The Israeli foreign ministry made the revelation on Thursday, noting that the deal was agreed upon during a visit by Israeli Foreign Minister Eli Cohen to “move forward towards normalising relations between the two countries.”

The visit is the first by an Israeli official acknowledged by Sudanese authorities, though there had been a series of exchanges by officials in recent years.

According to a statement by the Israeli foreign ministry, “… the visit, which was made with the consent of the United States, the parties finalised the text of the agreement.”

“The signing ceremony is expected to take place after the transfer of power in Sudan to a civilian government that will be established as part of the ongoing transition process in the country,” it said.

“We definitely look forward to signing the agreement and then to having diplomatic representatives both in Israel and in Sudan,” Lior Haiat, spokesperson for the foreign ministry who took part in the delegation, Cohen told newsmen.

“We are (now) building a new reality with the Sudanese, in which the ‘Three No’s’ will become the ‘Three Yeses’,” he said. “Yes to negotiations between Israel and Sudan, yes to recognition of Israel, and yes to peace between the states and between the peoples.”
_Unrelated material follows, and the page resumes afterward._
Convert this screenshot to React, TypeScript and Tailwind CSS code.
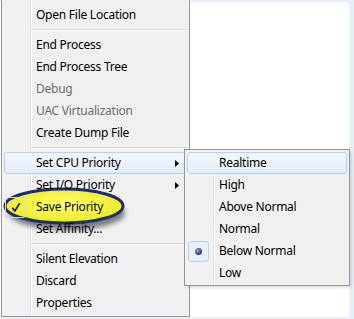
import React from 'react';

type Item =
  | { kind: 'sep' }
  | {
      kind: 'item';
      label: string;
      disabled?: boolean;
      sub?: boolean;
      hot?: boolean;
      mark?: 'check' | 'dot';
      circled?: boolean;
    };

const mainItems: Item[] = [
  { kind: 'item', label: 'Open File Location' },
  { kind: 'sep' },
  { kind: 'item', label: 'End Process' },
  { kind: 'item', label: 'End Process Tree' },
  { kind: 'item', label: 'Debug', disabled: true },
  { kind: 'item', label: 'UAC Virtualization', disabled: true },
  { kind: 'item', label: 'Create Dump File' },
  { kind: 'sep' },
  { kind: 'item', label: 'Set CPU Priority', sub: true, hot: true },
  { kind: 'item', label: 'Set I/O Priority', sub: true },
  { kind: 'item', label: 'Save Priority', mark: 'check', circled: true },
  { kind: 'item', label: 'Set Affinity...' },
  { kind: 'sep' },
  { kind: 'item', label: 'Silent Elevation' },
  { kind: 'item', label: 'Discard' },
  { kind: 'item', label: 'Properties' },
];

const priorityItems: Item[] = [
  { kind: 'item', label: 'Realtime', hot: true },
  { kind: 'item', label: 'High' },
  { kind: 'item', label: 'Above Normal' },
  { kind: 'item', label: 'Normal' },
  { kind: 'item', label: 'Below Normal', mark: 'dot' },
  { kind: 'item', label: 'Low' },
];

const menuBg =
  'bg-[linear-gradient(to_right,#f1f1f1_28px,#e2e3e3_28px,#e2e3e3_29px,#ffffff_29px,#ffffff_30px,#f0f0f0_30px)]';

function Highlight() {
  // yellow callout ellipse drawn round "Save Priority"
  return (
    <svg
      width="134"
      height="54"
      viewBox="0 0 134 54"
      className="absolute left-[-3px] top-[-11px] z-0 pointer-events-none"
    >
      <defs>
        <radialGradient id="yel" cx="50%" cy="45%" r="60%">
          <stop offset="0%" stopColor="#ffff70" />
          <stop offset="100%" stopColor="#eaea1a" />
        </radialGradient>
        <filter id="blur" x="-20%" y="-40%" width="140%" height="180%">
          <feGaussianBlur stdDeviation="2.8" />
        </filter>
      </defs>
      <ellipse cx="65" cy="27" rx="58" ry="17" fill="#4a4a4a" opacity="0.7" filter="url(#blur)" />
      <ellipse cx="62" cy="20" rx="59" ry="17" fill="url(#yel)" stroke="#1b2f70" strokeWidth="3" />
    </svg>
  );
}

function Row({ item }: { item: Extract<Item, { kind: 'item' }> }) {
  return (
    <div
      className={`relative flex h-[22px] mx-[2px] items-center rounded-[3px] border ${
        item.hot
          ? 'border-[#b4d2f4] bg-[linear-gradient(to_bottom,#f4f8fd,#e4ecf7)]'
          : 'border-transparent'
      }`}
    >
      {item.circled && <Highlight />}
      <div className="relative z-10 flex h-[21px] w-[21px] items-center justify-center">
        {item.mark === 'check' && (
          <div className="flex h-[21px] w-[21px] items-center justify-center rounded-[3px] border border-[#c9d9ee]">
            <svg width="10" height="11" viewBox="0 0 10 11">
              <path d="M1.3 5.8 L3.9 9 L8.8 1.2" fill="none" stroke="#000" strokeWidth="1.5" />
            </svg>
          </div>
        )}
        {item.mark === 'dot' && (
          <div className="flex h-[21px] w-[21px] items-center justify-center rounded-[3px] border border-[#b4d2f4] bg-[#e8eff9]">
            <div className="h-[7px] w-[7px] rounded-full bg-[radial-gradient(circle_at_35%_35%,#9a9ee0,#2e3390_70%)]" />
          </div>
        )}
      </div>
      <span
        className={`relative z-10 ml-[10px] text-[12px] leading-none tracking-[-0.25px] whitespace-nowrap ${
          item.disabled ? 'text-[#6d6d6d]' : 'text-black'
        }`}
      >
        {item.label}
      </span>
      {item.sub && (
        <svg width="4" height="7" viewBox="0 0 4 7" className="ml-auto mr-[7px]">
          <path d="M0 0 L4 3.5 L0 7 Z" fill="#000" />
        </svg>
      )}
    </div>
  );
}

function Separator() {
  return (
    <div className="flex h-[8px] flex-col justify-center pl-[29px] pr-[2px]">
      <div className="h-px bg-[#d7d7d7]" />
      <div className="h-px bg-white" />
    </div>
  );
}

export default function App() {
  return (
    <div
      className="relative h-[319px] w-[354px] overflow-hidden bg-[#e9eff8]"
      style={{ fontFamily: '"Noto Sans", "Open Sans", sans-serif' }}
    >
      <div className="mt-[2px] mr-[5px] h-[315px] bg-white" />

      {/* ===== MAIN CONTEXT MENU ===== */}
      <div
        className={`absolute left-[1px] top-0 flex h-[317px] w-[189px] flex-col border-x border-b border-[#979797] pt-[4px] ${menuBg}`}
      >
        {mainItems.map((it, i) =>
          it.kind === 'sep' ? <Separator key={i} /> : <Row key={i} item={it} />
        )}
      </div>

      {/* ===== CPU PRIORITY SUBMENU ===== */}
      <div
        className={`absolute left-[184px] top-[149px] flex h-[137px] w-[166px] flex-col border border-[#979797] pt-[2px] shadow-[2px_2px_3px_rgba(0,0,0,0.12)] ${menuBg}`}
      >
        {priorityItems.map((it, i) =>
          it.kind === 'sep' ? <Separator key={i} /> : <Row key={i} item={it} />
        )}
      </div>
    </div>
  );
}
In January 2021 Sudan said its then-justice minister Nasredeen Abdulbari had signed the Abraham Accords during a visit by U.S. Treasury Secretary Steven Mnuchin.

A joint statement issued by the governments of Israel, Sudan, and the United States said that “The leaders agreed to the normalisation of relations between Sudan and Israel and to end the state of belligerence between their nations.”